Port of Spain handled 357,820 TEUs in 2025, marking its strongest annual container performance in more than a decade and confirming the port’s growing importance within Southern Caribbean shipping networks. The figures, published by the Port Authority of Trinidad and Tobago, also reveal the scale of transshipment activity underpinning Trinidad and Tobago’s maritime positioning.
The increase continues a broader recovery trend visible since 2023. After handling 317,322 TEUs in 2023 and 324,575 TEUs in 2024, Port of Spain gained further momentum in 2025 as regional shipping flows stabilized and carriers reinforced Caribbean network rotations. The port had previously fallen to 236,370 TEUs during the pandemic-affected year of 2020.
Beyond the headline figures, the structure of the traffic offers a more revealing picture of the port’s regional function. In 2025, transshipment volumes represented a substantial share of activity, with 95,049 TEUs recorded in transshipment empties and 86,806 TEUs in transshipment full containers.
Those numbers suggest that Port of Spain is operating as more than a domestic gateway port serving Trinidad’s import-export economy. The port increasingly functions as a redistribution and repositioning node for containerized cargo moving across the Southern Caribbean and nearby South American trade corridors.
Transshipment activity remains central to the port’s role
The scale of empty container movements is particularly notable. Empty repositioning alone accounted for more than 95,000 TEUs in 2025, exceeding even import volumes during the year.
This reflects broader structural realities within Caribbean shipping. Many island markets generate asymmetric trade flows, forcing carriers to reposition empty equipment across multiple ports to maintain network balance and equipment availability. Hub ports capable of handling these repositioning operations efficiently therefore gain strategic value within regional liner networks.
Port of Spain appears to be consolidating that role.
The 2026 year-to-date figures continue to point in the same direction. During the first four months of the year, the port handled 101,978 TEUs, including 32,106 TEUs in transshipment empties and 16,097 TEUs in transshipment full containers.
Even at this early stage of the year, transshipment-related activity remains one of the dominant components of throughput.
CMA CGM and MSC continue to shape the port’s traffic profile
Another major takeaway from the statistics is the concentration of traffic among a small number of global carriers.
CMA CGM alone generated 159,095 TEUs in 2025, ahead of MSC with 132,878 TEUs. Together, the two groups accounted for the majority of container activity recorded at Port of Spain.
The operational profile of those carriers also highlights the port’s regional logistics role. CMA CGM recorded particularly high levels of transshipment empty containers, totaling 49,297 TEUs in 2025.
In 2026 year-to-date data, CMA CGM remained the dominant operator with 56,031 TEUs during the first four months of the year, while MSC handled 30,755 TEUs over the same period.
The presence of other international carriers including COSCO, ONE and ZIM further illustrates the diversity of regional and interregional shipping services calling at the port.

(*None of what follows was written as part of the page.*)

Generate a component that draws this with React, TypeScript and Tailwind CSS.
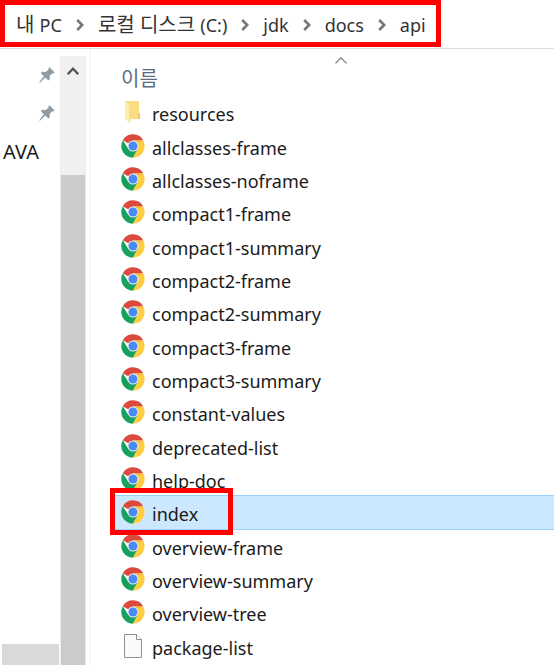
import { Fragment, useState } from "react";

type FileKind = "folder" | "chrome" | "file";

const files: { name: string; kind: FileKind }[] = [
  { name: "resources", kind: "folder" },
  { name: "allclasses-frame", kind: "chrome" },
  { name: "allclasses-noframe", kind: "chrome" },
  { name: "compact1-frame", kind: "chrome" },
  { name: "compact1-summary", kind: "chrome" },
  { name: "compact2-frame", kind: "chrome" },
  { name: "compact2-summary", kind: "chrome" },
  { name: "compact3-frame", kind: "chrome" },
  { name: "compact3-summary", kind: "chrome" },
  { name: "constant-values", kind: "chrome" },
  { name: "deprecated-list", kind: "chrome" },
  { name: "help-doc", kind: "chrome" },
  { name: "index", kind: "chrome" },
  { name: "overview-frame", kind: "chrome" },
  { name: "overview-summary", kind: "chrome" },
  { name: "overview-tree", kind: "chrome" },
  { name: "package-list", kind: "file" },
];

// Hangul is set slightly larger than the Latin text beside it.
const crumbs: { hangul?: string; latin: string }[] = [
  { hangul: "내 ", latin: "PC" },
  { hangul: "로컬 디스크 ", latin: "(C:)" },
  { latin: "jdk" },
  { latin: "docs" },
  { latin: "api" },
];

function ChromeIcon() {
  return (
    <svg viewBox="0 0 48 48" className="size-6" aria-hidden="true">
      <circle cx="24" cy="24" r="23.5" fill="#fff" />
      <path d="M24 24 3.6 12.3A23.5 23.5 0 0 1 44.6 13H24Z" fill="#dc4a3e" />
      <path d="M24 24V13H44.6A23.5 23.5 0 0 1 23.5 47.5L33.5 29.5Z" fill="#ffcd41" />
      <path d="M24 24 33.5 29.5 23.5 47.5A23.5 23.5 0 0 1 3.6 12.3L14.5 29.5Z" fill="#17a05e" />
      <path d="M24 13H44.6L34 17Z" fill="#e0a23a" opacity=".6" />
      <circle cx="24" cy="24" r="11" fill="#f1f1f1" />
      <circle cx="24" cy="24" r="9" fill="#4a8af5" />
    </svg>
  );
}

function FolderIcon() {
  return (
    <svg viewBox="0 0 24 24" className="size-6" aria-hidden="true">
      <path d="M4 1h14v12l1 1v5H4Z" fill="#fadc82" />
      <path d="M17 13.5h2V19h-2Z" fill="#efc868" />
      <path d="M4 1.5 9 4.5v18L4 19.5Z" fill="#ffebae" />
      <path d="M9 4.5v18" stroke="#f3d27a" strokeWidth=".7" />
    </svg>
  );
}

function PageIcon() {
  return (
    <svg viewBox="0 0 24 24" className="size-6" aria-hidden="true">
      <path d="M3.5.5h12l5 5v18h-17Z" fill="#f9fafa" stroke="#919191" />
      <path d="M15.5.5v5h5" fill="#fff" stroke="#919191" />
    </svg>
  );
}

function FileIcon({ kind }: { kind: FileKind }) {
  if (kind === "folder") return <FolderIcon />;
  if (kind === "file") return <PageIcon />;
  return <ChromeIcon />;
}

function CrumbArrow() {
  return (
    <svg viewBox="0 0 8 12" className="h-3 w-2 shrink-0" fill="none" stroke="#777" strokeWidth="2.6" aria-hidden="true">
      <path d="m1.2 1 5 5-5 5" />
    </svg>
  );
}

function PinIcon() {
  return (
    <svg viewBox="0 0 16 16" className="size-4" fill="#8f9ca5" aria-hidden="true">
      <path d="m10.5.3 5.2 5.2-1.4 1-1-.2-2.7 2.8.2 3.2-1.4 1.3-3.2-3.2L1 15.8l-.8-.5 4.6-6L1.8 6l1.4-1.2 3.5.3L9.6 2.6 9.4 1.3Z" />
    </svg>
  );
}

export default function App() {
  const [selected, setSelected] = useState("index");

  return (
    <div className="flex min-h-screen flex-col overflow-hidden bg-white font-['Noto_Sans','Noto_Sans_CJK_KR',sans-serif] text-lg text-[#1b1b1b]">
      <header className="flex h-[49px] items-start border-b border-[#dedede]">
        <nav aria-label="경로" className="flex h-[47px] items-center gap-[14px] border-5 border-[#ff0000] pt-0.5 pr-[10px] pl-[11px] whitespace-nowrap">
          {crumbs.map(({ hangul, latin }, i) => (
            <Fragment key={latin}>
              {i > 0 && <CrumbArrow />}
              <button type="button" className="text-[#333]">
                {hangul && <span className="text-xl">{hangul}</span>}
                {latin}
              </button>
            </Fragment>
          ))}
        </nav>
      </header>

      <div className="flex flex-1">
        <aside className="flex w-[60px] shrink-0 flex-col justify-between pt-[18px]">
          <div className="flex flex-col">
            <button type="button" aria-label="고정됨 1" className="mr-[5px] mb-[22px] self-end">
              <PinIcon />
            </button>
            <button type="button" aria-label="고정됨 2" className="mr-[5px] mb-[17px] self-end">
              <PinIcon />
            </button>
            <button type="button" className="pl-[3px] text-left text-xl">AVA</button>
          </div>
          <div className="mr-px ml-0.5 h-[21px] bg-[#d9d9d9]" />
        </aside>

        <div className="mt-[7px] flex w-[26px] shrink-0 flex-col border-x border-[#ececec] bg-[#f0f0f0]">
          <button type="button" aria-label="위로 스크롤" className="flex h-[119px] justify-center pt-[10px]">
            <svg viewBox="0 0 12 10" className="h-[10px] w-3" fill="none" stroke="#555" strokeWidth="2.4" aria-hidden="true">
              <path d="m.8 8.2 5.2-5.5 5.2 5.5" />
            </svg>
          </button>
          <div className="flex-1 bg-[#cbcbcb]" />
        </div>

        <main className="ml-[3px] min-w-0 flex-1 border-l-2 border-[#f7f7f7]">
          <button type="button" className="relative flex h-[46px] w-full items-end pb-0.5 pl-[30px] text-xl text-[#5d6b85]">
            이름
            <svg viewBox="0 0 12 7" className="absolute top-2 left-[244px] h-[7px] w-3" fill="none" stroke="#777" strokeWidth="1.2" aria-hidden="true">
              <path d="m.5 6.3 5.5-5.5 5.5 5.5" />
            </svg>
          </button>
          <ul className="pl-6">
            {files.map(({ name, kind }) => (
              <li key={name} className="relative h-[33px] nth-[3n+1]:mb-px">
                <button
                  type="button"
                  onClick={() => setSelected(name)}
                  aria-pressed={selected === name}
                  className={`flex h-[35px] w-full items-center gap-[7px] border-y pb-0.5 pl-[6px] text-left ${
                    selected === name ? "border-[#99d1ff] bg-[#cce8ff]" : "border-transparent"
                  }`}
                >
                  <FileIcon kind={kind} />
                  <span className="pt-1">{name}</span>
                </button>
                {name === "index" && (
                  <span className="pointer-events-none absolute -top-[7px] -left-[5px] z-10 h-[47px] w-[123px] border-5 border-[#ff0000]" />
                )}
              </li>
            ))}
          </ul>
        </main>
      </div>
    </div>
  );
}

A stronger position within Southern Caribbean logistics flows
For Trinidad and Tobago, the recent traffic trajectory carries implications beyond port throughput alone. Sustained container growth can reinforce the country’s positioning within Caribbean supply chains at a time when regional logistics competition continues to intensify.

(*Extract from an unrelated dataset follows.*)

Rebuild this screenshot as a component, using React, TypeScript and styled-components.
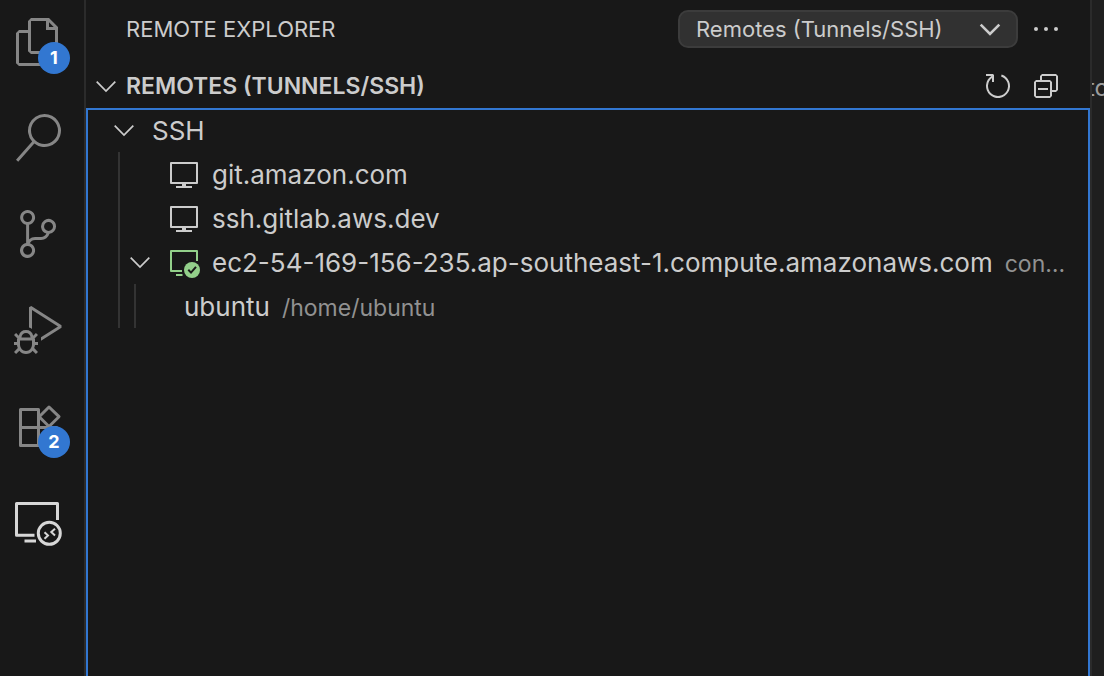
import React from "react";
import styled, { createGlobalStyle } from "styled-components";

const color = {
  side: "#181818",
  editor: "#1f1f1f",
  line: "#2b2b2b",
  guide: "#333333",
  text: "#cccccc",
  muted: "#919191",
  idle: "#868686",
  active: "#d7d7d7",
  blue: "#3277d1",
  green: "#93d08a",
};

const GlobalStyle = createGlobalStyle`
  * { box-sizing: border-box; }
  body {
    margin: 0;
    background: ${color.side};
    color: ${color.text};
    font-family: Inter, "Liberation Sans", sans-serif;
    font-size: 26px;
  }
  button, select { font: inherit; color: inherit; }
  button { padding: 0; border: 0; background: none; cursor: pointer; }
  svg { display: block; flex: none; }
  ul { list-style: none; margin: 0; padding: 0; }
`;

const Window = styled.div`
  display: flex;
  height: 100vh;
  overflow: hidden;
`;

const ActivityBar = styled.nav`
  flex: none;
  width: 86px;
  padding: 18px 0 0 14px;
  border-right: 2px solid ${color.line};
  display: flex;
  flex-direction: column;
  align-items: flex-start;
  gap: 48px;
`;

const ActivityButton = styled.button<{ $active?: boolean }>`
  position: relative;
  width: 48px;
  height: 48px;
  color: ${(p) => (p.$active ? color.active : color.idle)};
`;

const Badge = styled.span`
  position: absolute;
  left: 24px;
  top: 24px;
  width: 32px;
  height: 32px;
  border-radius: 50%;
  background: ${color.blue};
  color: #ffffff;
  font-size: 18px;
  font-weight: 700;
  line-height: 32px;
  text-align: center;
`;

const SideBar = styled.main`
  flex: 1;
  min-width: 0;
  display: flex;
  flex-direction: column;
  border-right: 2px solid ${color.line};
`;

const TitleBar = styled.header`
  display: flex;
  align-items: center;
  gap: 12px;
  height: 64px;
  padding: 0 28px 6px 40px;
`;

const Title = styled.h1`
  flex: 1;
  margin: 0;
  font-size: 22px;
  font-weight: 400;
  line-height: 32px;
`;

const SelectBox = styled.div`
  position: relative;
  width: 340px;
  svg {
    position: absolute;
    right: 12px;
    top: 3px;
    pointer-events: none;
  }
`;

const Select = styled.select`
  display: block;
  appearance: none;
  width: 100%;
  height: 38px;
  padding: 0 48px 0 16px;
  border: 2px solid #3c3c3c;
  border-radius: 10px;
  background: #313131;
  font-size: 22px;
`;

const IconButton = styled.button`
  width: 32px;
  height: 32px;
`;

const SectionBar = styled.div`
  display: flex;
  align-items: center;
  gap: 16px;
  height: 44px;
  padding: 0 28px 0 4px;
`;

const SectionToggle = styled.button`
  flex: 1;
  display: flex;
  align-items: center;
  gap: 4px;
  font-size: 23px;
  font-weight: 600;
  line-height: 44px;
  text-align: left;
`;

/* The focus ring's bottom edge runs below the window. */
const Tree = styled.ul`
  flex: 1;
  margin-bottom: -2px;
  outline: 2px solid ${color.blue};
  outline-offset: -2px;
`;

const Group = styled.ul<{ $indent: number }>`
  margin-left: ${(p) => p.$indent}px;
  border-left: 2px solid ${color.guide};
`;

const Row = styled.div<{ $indent: number }>`
  display: flex;
  align-items: center;
  gap: 12px;
  height: 44px;
  padding: 0 24px 0 ${(p) => p.$indent}px;
`;

const RowText = styled.div`
  flex: 1;
  min-width: 0;
  display: flex;
  align-items: baseline;
  gap: 12px;
  padding-top: 2px;
  line-height: 42px;
  white-space: nowrap;
`;

const Label = styled.span`
  flex: none;
`;

const Description = styled.span`
  min-width: 0;
  overflow: hidden;
  text-overflow: ellipsis;
  color: ${color.muted};
  font-size: 23px;
`;

const Editor = styled.section`
  flex: none;
  width: 12px;
  padding-top: 66px;
  overflow: hidden;
  background: ${color.editor};
  color: #9d9d9d;
`;

const EditorText = styled.p`
  margin: 0 0 0 -5px;
  font-size: 24px;
  line-height: 44px;
  white-space: nowrap;
`;

const Chevron = ({ weight = 1.7 }: { weight?: number }) => (
  <svg width="32" height="32" fill="none" stroke="currentColor" strokeWidth={weight} aria-hidden>
    <path d="M6.7 11.6 16 21l9.3-9.4" />
  </svg>
);

const Glyph = ({ d, size, grid }: { d: string; size: number; grid: number }) => (
  <svg width={size} height={size} viewBox={`0 0 ${grid} ${grid}`} fill="currentColor" fillRule="evenodd" aria-hidden>
    <path d={d} />
  </svg>
);

const filesPath =
  "M17.5 0h-9L7 1.5V6H2.5L1 7.5v15.07L2.5 24h12.07L16 22.57V18h4.7l1.3-1.43V4.5L17.5 0zm0 2.12l2.38 2.38H17.5V2.12zm-3 20.38h-12v-15H7v9.07L8.5 18h6v4.5zm6-6h-12v-15H16V6h4.5v10.5z";
const searchPath =
  "M15.25 0a8.25 8.25 0 0 0-6.18 13.72L1 22.88l1.12 1 8.05-9.12A8.251 8.251 0 1 0 15.25.01V0zm0 15a6.75 6.75 0 1 1 0-13.5 6.75 6.75 0 0 1 0 13.5z";
const branchPath =
  "M21.007 8.222A3.738 3.738 0 0 0 15.045 5.2a3.737 3.737 0 0 0 1.156 6.583 2.988 2.988 0 0 1-2.668 1.67h-2.99a4.456 4.456 0 0 0-2.989 1.165V7.4a3.737 3.737 0 1 0-1.494 0v9.117a3.776 3.776 0 1 0 1.816.099 2.99 2.99 0 0 1 2.668-1.667h2.99a4.484 4.484 0 0 0 4.223-3.039 3.736 3.736 0 0 0 3.25-3.687zM4.565 3.738a2.242 2.242 0 1 1 4.484 0 2.242 2.242 0 0 1-4.484 0zm4.484 16.441a2.242 2.242 0 1 1-4.484 0 2.242 2.242 0 0 1 4.484 0zm8.221-9.715a2.242 2.242 0 1 1 0-4.485 2.242 2.242 0 0 1 0 4.485z";
const debugPath =
  "M10.94 13.5l-1.32 1.32a3.73 3.73 0 0 0-7.24 0L1.06 13.5 0 14.56l1.72 1.72-.22.22V18H0v1.5h1.5v.08c.077.489.214.966.41 1.42L0 22.94 1.06 24l1.65-1.65A4.308 4.308 0 0 0 6 24a4.31 4.31 0 0 0 3.29-1.65L10.94 24 12 22.94 10.09 21c.198-.464.336-.951.41-1.45v-.1H12V18h-1.5v-1.5l-.22-.22L12 14.56l-1.06-1.06zM6 13.5a2.25 2.25 0 0 1 2.25 2.25h-4.5A2.25 2.25 0 0 1 6 13.5zm3 6a3.33 3.33 0 0 1-3 3 3.33 3.33 0 0 1-3-3v-2.25h6v2.25zm14.76-9.9v1.26L13.5 17.37V15.6l8.5-5.37L9 2v9.46a5.07 5.07 0 0 0-1.5-.72V.63L8.64 0l15.12 9.6z";
const refreshPath =
  "M4.681 3H2V2h3.5l.5.5V6H5V4a5 5 0 1 0 4.53-.761l.302-.954A6 6 0 1 1 4.681 3z";
const collapsePath =
  "M9 9H4v1h5V9zM5 3l1-1h7l1 1v7l-1 1h-2v2l-1 1H3l-1-1V6l1-1h2V3zm1 2h4l1 1v4h2V3H6v2zm4 1H3v7h7V6z";

const ExtensionsIcon = () => (
  <svg width="48" height="48" fill="none" stroke="currentColor" strokeWidth="3" strokeLinejoin="round" aria-hidden>
    <path d="M24.5 25.5v-18h-18v36h36v-18h-36M24.5 25.5v18" />
    <path d="M35 5 45 14.7 35 24.5 25.2 14.7Z" fill={color.side} />
  </svg>
);

const RemoteIcon = () => (
  <svg width="48" height="48" fill="none" stroke="currentColor" strokeWidth="3" aria-hidden>
    <path d="M20.5 37.2H2.5V5.5h41V22M10.5 43H22" strokeLinejoin="round" />
    <circle cx="35.3" cy="35.3" r="11" />
    <path d="m30.5 34.2 3.5 3.3-3.5 3.3M41 30.8l-3.7 3.3 3.7 3.4" strokeWidth="2" />
  </svg>
);

const MonitorIcon = () => (
  <svg width="32" height="32" fill="none" stroke="currentColor" strokeWidth="2" aria-hidden>
    <path d="M3 5h26v20H3zM8 29h16M16 25v4" strokeLinejoin="round" />
    <path d="M14 27h4" />
  </svg>
);

const ConnectedIcon = () => (
  <svg width="32" height="32" fill="none" stroke={color.green} strokeWidth="2" aria-hidden>
    <path d="M14 25H3V5h26v10M8 29h6.5" strokeLinejoin="round" />
    <circle cx="24" cy="24" r="8" fill={color.green} stroke="none" />
    <path d="m20.3 23.8 2.7 2.8 5-5.8" stroke={color.side} />
  </svg>
);

const MoreIcon = () => (
  <svg width="32" height="32" fill="currentColor" aria-hidden>
    <circle cx="6" cy="16" r="2" />
    <circle cx="16" cy="16" r="2" />
    <circle cx="26" cy="16" r="2" />
  </svg>
);

const activities = [
  { name: "Explorer", icon: <Glyph d={filesPath} size={48} grid={24} />, badge: 1 },
  { name: "Search", icon: <Glyph d={searchPath} size={48} grid={24} /> },
  { name: "Source Control", icon: <Glyph d={branchPath} size={48} grid={24} /> },
  { name: "Run and Debug", icon: <Glyph d={debugPath} size={48} grid={24} /> },
  { name: "Extensions", icon: <ExtensionsIcon />, badge: 2 },
  { name: "Remote Explorer", icon: <RemoteIcon />, active: true },
];

const hosts = ["git.amazon.com", "ssh.gitlab.aws.dev"];

const ItemText = ({ label, description }: { label: string; description?: string }) => (
  <RowText>
    <Label>{label}</Label>
    {description && <Description>{description}</Description>}
  </RowText>
);

export default function App() {
  return (
    <>
      <GlobalStyle />
      <Window>
        <ActivityBar aria-label="Views">
          {activities.map((a) => (
            <ActivityButton key={a.name} type="button" aria-label={a.name} $active={a.active}>
              {a.icon}
              {a.badge && <Badge>{a.badge}</Badge>}
            </ActivityButton>
          ))}
        </ActivityBar>
        <SideBar>
          <TitleBar>
            <Title>REMOTE EXPLORER</Title>
            <SelectBox>
              <Select aria-label="Remote type">
                <option>Remotes (Tunnels/SSH)</option>
              </Select>
              <Chevron weight={2.6} />
            </SelectBox>
            <IconButton type="button" aria-label="More actions">
              <MoreIcon />
            </IconButton>
          </TitleBar>
          <SectionBar>
            <SectionToggle type="button" aria-expanded="true">
              <Chevron />
              REMOTES (TUNNELS/SSH)
            </SectionToggle>
            <IconButton type="button" aria-label="Refresh">
              <Glyph d={refreshPath} size={32} grid={16} />
            </IconButton>
            <IconButton type="button" aria-label="Collapse all">
              <Glyph d={collapsePath} size={32} grid={16} />
            </IconButton>
          </SectionBar>
          <Tree role="tree" aria-label="Remotes">
            <li role="treeitem" aria-expanded="true">
              <Row $indent={22}>
                <Chevron />
                <ItemText label="SSH" />
              </Row>
              <Group role="group" $indent={32}>
                {hosts.map((host) => (
                  <li key={host} role="treeitem">
                    <Row $indent={48}>
                      <MonitorIcon />
                      <ItemText label={host} />
                    </Row>
                  </li>
                ))}
                <li role="treeitem" aria-expanded="true">
                  <Row $indent={4}>
                    <Chevron />
                    <ConnectedIcon />
                    <ItemText
                      label="ec2-54-169-156-235.ap-southeast-1.compute.amazonaws.com"
                      description="connected"
                    />
                  </Row>
                  <Group role="group" $indent={14}>
                    <li role="treeitem">
                      <Row $indent={48}>
                        <ItemText label="ubuntu" description="/home/ubuntu" />
                      </Row>
                    </li>
                  </Group>
                </li>
              </Group>
            </li>
          </Tree>
        </SideBar>
        <Editor>
          <EditorText>to</EditorText>
        </Editor>
      </Window>
    </>
  );
}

Major Caribbean transshipment hubs such as Kingston, Caucedo, Freeport and Cartagena continue to dominate larger-scale regional cargo redistribution. However, Port of Spain occupies a different niche within the Southern Caribbean system, supported by proximity to northeastern South America, energy-related trade flows and intra-Caribbean connectivity patterns.
The latest statistics suggest that the port is strengthening that intermediary role rather than competing directly with the region’s mega-hubs.
As carriers continue adjusting network configurations, equipment allocation and feeder connections across the Caribbean Basin, ports capable of combining gateway cargo with flexible transshipment activity may remain strategically important despite the concentration trends affecting global liner shipping.